Care homes & consumer law obligations. 

Choosing a residential care home for an elderly parent, relative or friend can be an emotional decision.

 

When you finally make a choice, you expect the care home to treat you fairly as a consumer.

 

It was interesting to read that the Competition & Markets Authority (CMA) is consulting on new advice to help care homes meet their consumer law obligations.

 

The consultation follows a year-long market study carried out by the CMA, looking at the residential and nursing care home sector in the UK for people over age 65.

 

The CMA study concluded that there is a risk care home residents are being treated unfairly, with some residential care homes potentially breaching consumer law.

 

As a result of these findings, and the risk to consumers, the CMA is consulting on draft advice to help care homes comply with consumer law. This draft advice includes: -

 

-what upfront information they need to provide to prospective residents and their representatives to help them make informed choices

 

-what they need to do to ensure that their contract terms and the way they treat residents and their representatives are fair

 

-their obligation to provide services to residents with reasonable care and skill

 

-what they need to do to ensure that their complaint-handling policies and procedures are easy to find, easy to use, and fair

 

 

Before publishing this advice, the CMA is consulting with interested parties and representative bodies, as well as enforcers such as local authority Trading Standards Services and sector regulators.

 

They welcome feedback from care home residents and their families, charities representing the elderly, and consumer groups.

 

Anyone interested in responding to the consultation has until 12th July 2018 to submit their comments at

 

https://www.gov.uk/government/consultations/care-homes-for-the-elderly-draft-consumer-law-advice

 

Commenting on the CMA consultation, Gillian Guy, Chief Executive of Citizens Advice, said:

“Making a decision about a care home can be overwhelming, particularly as hidden fees and unclear contracts are all too common.

 

“Care homes often increase fees at short notice, leaving people stuck in care they may not be able to afford. This is clearly unfair and could breach consumer law.

 

“The CMA’s guidance should set clear expectations for both care home providers and consumers. Consumers need honest and upfront information so they can make an informed choice when choosing a care provider.

 

“If care homes continue to treat consumers unfairly, further action needs to be considered.”

 

This isn’t the only work being carried out by the CMA in respect of the care home sector.

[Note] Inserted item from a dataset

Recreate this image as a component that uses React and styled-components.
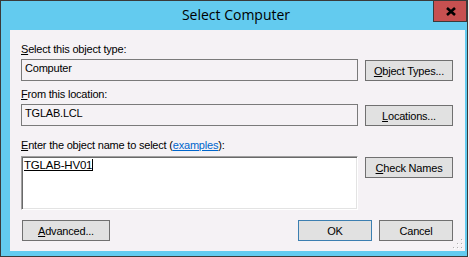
import React from 'react';
import styled, { createGlobalStyle } from 'styled-components';

const Global = createGlobalStyle`
  html, body { margin: 0; padding: 0; background: #f0f0f0; }
  body { font-family: "Liberation Sans", Arial, sans-serif; font-size: 11px; letter-spacing: -0.2px; color: #000; }
  #root { width: 469px; height: 257px; }
`;

const Window = styled.div`
  box-sizing: border-box;
  width: 468px;
  height: 257px;
  background: #63cbef;
  border: 1px solid #3a3a3a;
  display: flex;
  flex-direction: column;
`;

const TitleBar = styled.div`
  height: 29px;
  display: grid;
  grid-template-columns: 1fr auto 1fr;
  align-items: start;
`;

const Title = styled.div`
  grid-column: 2;
  padding-top: 4px;
  padding-left: 4px;
  font-family: "Open Sans", "Noto Sans", sans-serif;
  font-size: 14px;
  line-height: 19px;
  letter-spacing: 0;
  color: #000;
`;

const CloseButton = styled.div`
  grid-column: 3;
  justify-self: end;
  box-sizing: border-box;
  width: 34px;
  height: 21px;
  background: #c75050;
  border: 1px solid #3a3a3a;
  border-top: none;
  display: flex;
  align-items: center;
  justify-content: center;
  padding-left: 2px;
`;

const Panel = styled.div`
  position: relative;
  flex: 1;
  margin: 0 2px 5px 9px;
  background: #f5f2f5;
  padding: 13px 12px 0 11px;
  display: flex;
  flex-direction: column;
`;

const Label = styled.div`
  line-height: 13px;
  height: 13px;
  margin-top: ${p => p.$mt || 0}px;
  margin-bottom: ${p => p.$mb || 3}px;
  white-space: nowrap;
`;

const Link = styled.span`
  color: #0066cc;
  text-decoration: underline;
`;

const Row = styled.div`
  display: flex;
  align-items: flex-start;
  gap: 7px;
`;

const TextBox = styled.div`
  box-sizing: border-box;
  width: 337px;
  height: 22px;
  border: 1px solid #7a7a7a;
  padding: 2px 3px 0;
  line-height: 13px;
  background: #f5f2f5;
`;

const TextArea = styled.div`
  box-sizing: border-box;
  width: 337px;
  height: 54px;
  background: #fff;
  border: 1px solid;
  border-color: #a0a0a0 #ffffff #ffffff #a0a0a0;
  box-shadow: inset 1px 1px 0 #696969, inset -1px -1px 0 #e3e3e3;
  padding: 2px 3px 0 2px;
  line-height: 13px;
  font-size: 11.5px;
`;

const Resolved = styled.span`
  text-decoration: underline;
`;

const Caret = styled.span`
  display: inline-block;
  width: 0;
  height: 12px;
  border-left: 1px solid #000;
  vertical-align: -2px;
`;

const Button = styled.div`
  box-sizing: border-box;
  width: ${p => p.$w || 88}px;
  height: 21px;
  margin-top: ${p => p.$mt || 0}px;
  margin-left: ${p => p.$ml || 0}px;
  background: #e1e1e1;
  border: 1px solid ${p => (p.$default ? '#3c7fb1' : '#707070')};
  display: flex;
  align-items: center;
  justify-content: center;
  line-height: 13px;
  padding-top: 1px;
  white-space: nowrap;
`;

const Footer = styled.div`
  margin-top: 10px;
  display: flex;
  justify-content: space-between;
  align-items: flex-start;
`;

const ButtonGroup = styled.div`
  display: flex;
  gap: 7px;
`;

const Grip = styled.svg`
  position: absolute;
  right: 2px;
  bottom: 2px;
`;

export default function App() {
  return (
    <>
      <Global />
      <Window>
        <TitleBar>
          <Title>Select Computer</Title>
          <CloseButton>
            <svg width="10" height="9" viewBox="0 0 10 9">
              <path d="M1 1 L9 8 M9 1 L1 8" stroke="#000" strokeWidth="2.6" fill="none" />
            </svg>
          </CloseButton>
        </TitleBar>
        <Panel>
          <Label>
            <u>S</u>elect this object type:
          </Label>
          <Row>
            <TextBox>Computer</TextBox>
            <Button $mt={1}>
              <span><u>O</u>bject Types...</span>
            </Button>
          </Row>
          <Label $mt={7}>
            <u>F</u>rom this location:
          </Label>
          <Row>
            <TextBox>TGLAB.LCL</TextBox>
            <Button $mt={1}>
              <span><u>L</u>ocations...</span>
            </Button>
          </Row>
          <Label $mt={13} $mb={4}>
            <u>E</u>nter the object name to select (<Link>examples</Link>):
          </Label>
          <Row>
            <TextArea>
              <Resolved>TGLAB-HV01</Resolved>
              <Caret />
            </TextArea>
            <Button $mt={1}>
              <span><u>C</u>heck Names</span>
            </Button>
          </Row>
          <Footer>
            <Button $ml={1}>
              <span><u>A</u>dvanced...</span>
            </Button>
            <ButtonGroup>
              <Button $w={74} $default>OK</Button>
              <Button $w={74}>Cancel</Button>
            </ButtonGroup>
          </Footer>
          <Grip width="10" height="10" viewBox="0 0 10 10">
            <g fill="#b0b0b0">
              <rect x="8" y="0" width="1" height="1" />
              <rect x="4" y="4" width="1" height="1" />
              <rect x="8" y="4" width="1" height="1" />
              <rect x="0" y="8" width="1" height="1" />
              <rect x="4" y="8" width="1" height="1" />
              <rect x="8" y="8" width="1" height="1" />
            </g>
            <g fill="#ffffff">
              <rect x="9" y="1" width="1" height="1" />
              <rect x="5" y="5" width="1" height="1" />
              <rect x="9" y="5" width="1" height="1" />
              <rect x="1" y="9" width="1" height="1" />
              <rect x="5" y="9" width="1" height="1" />
              <rect x="9" y="9" width="1" height="1" />
            </g>
          </Grip>
        </Panel>
      </Window>
    </>
  );
}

The CMA has also published its final advice on the charging of fees after a resident’s death. 

 

This final advice follows a consultation which took place earlier this year.

 

In a final report on this issue published towards the end of last year, the CMA raised concerns about some care homes and the extent to which they continue to charge fees after a resident has died.

 

The CMA advice says they are unlikely to object to contact terms which permit a care home to charge fees for no more than a reasonable short and fixed period of up to three days from the day following the resident’s death; and until possessions are cleared from the resident’s room by their representatives, provided a reasonable backstop of no more than ten days is included in the contract terms.